The S-Corp Election vs. Staying as an LLC
Many business owners weigh the S-Corp election against simply staying as a single-member LLC taxed as a sole proprietor. Here is a side-by-side comparison for a business producing $120,000 in net profit:
| Single-Member LLC | LLC with S-Corp Election | |
|---|---|---|
| SE / Payroll Tax | ~$16,956 | ~$9,180 (on $60k salary) |
| Payroll Admin Cost | $0 | $900–$1,200/yr |
| Additional Tax Prep | $0 | $800–$1,500/yr |
| Net Annual Savings | — | ~$5,276–$6,876 |
At $120,000 in profit, the S-Corp election saves a meaningful amount even after overhead. At $60,000 in profit, the math is tighter and depends heavily on your specific costs.

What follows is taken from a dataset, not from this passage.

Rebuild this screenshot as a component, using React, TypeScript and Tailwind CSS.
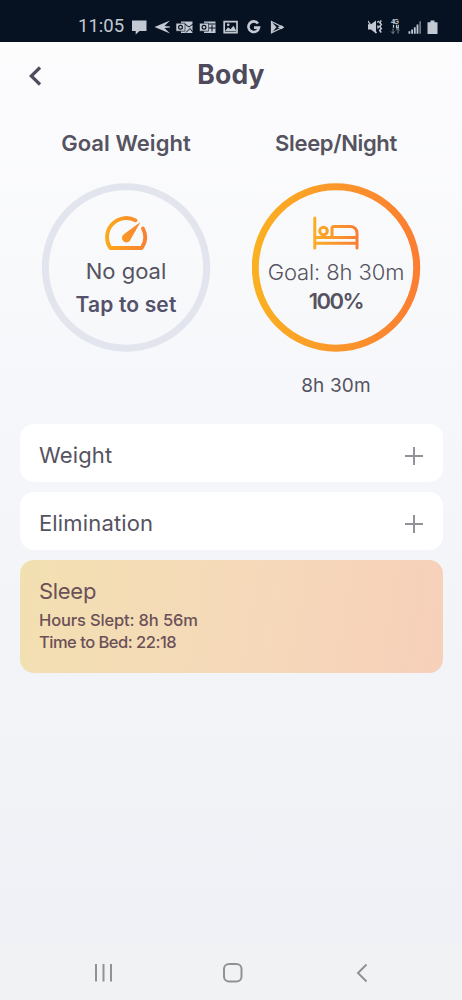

What to Do Before Making the Election
Before filing Form 2553, you should:
- Run the actual numbers for your business — not a generic example
- Confirm your state's treatment of S-Corps and any applicable franchise taxes
- Set up a payroll system (or confirm your bookkeeper handles payroll)
- Establish what a reasonable salary looks like for your role in your industry
- Make sure your bookkeeping is clean — S-Corps do not forgive messy books
At Simple Books Now, Luisa N. Victoria is a Federally authorized Enrolled Agent with deep experience in entity tax strategy for small businesses. If you are approaching the profit threshold where an S-Corp election might save you money, a tax consulting session is the right starting point — before you file anything with the IRS.
The S-Corp election is a powerful tool. Used correctly, at the right time, it is one of the most effective legal tax reduction strategies available to small business owners. Used prematurely or without proper setup, it creates more work than it saves. Know which situation you are in before you elect.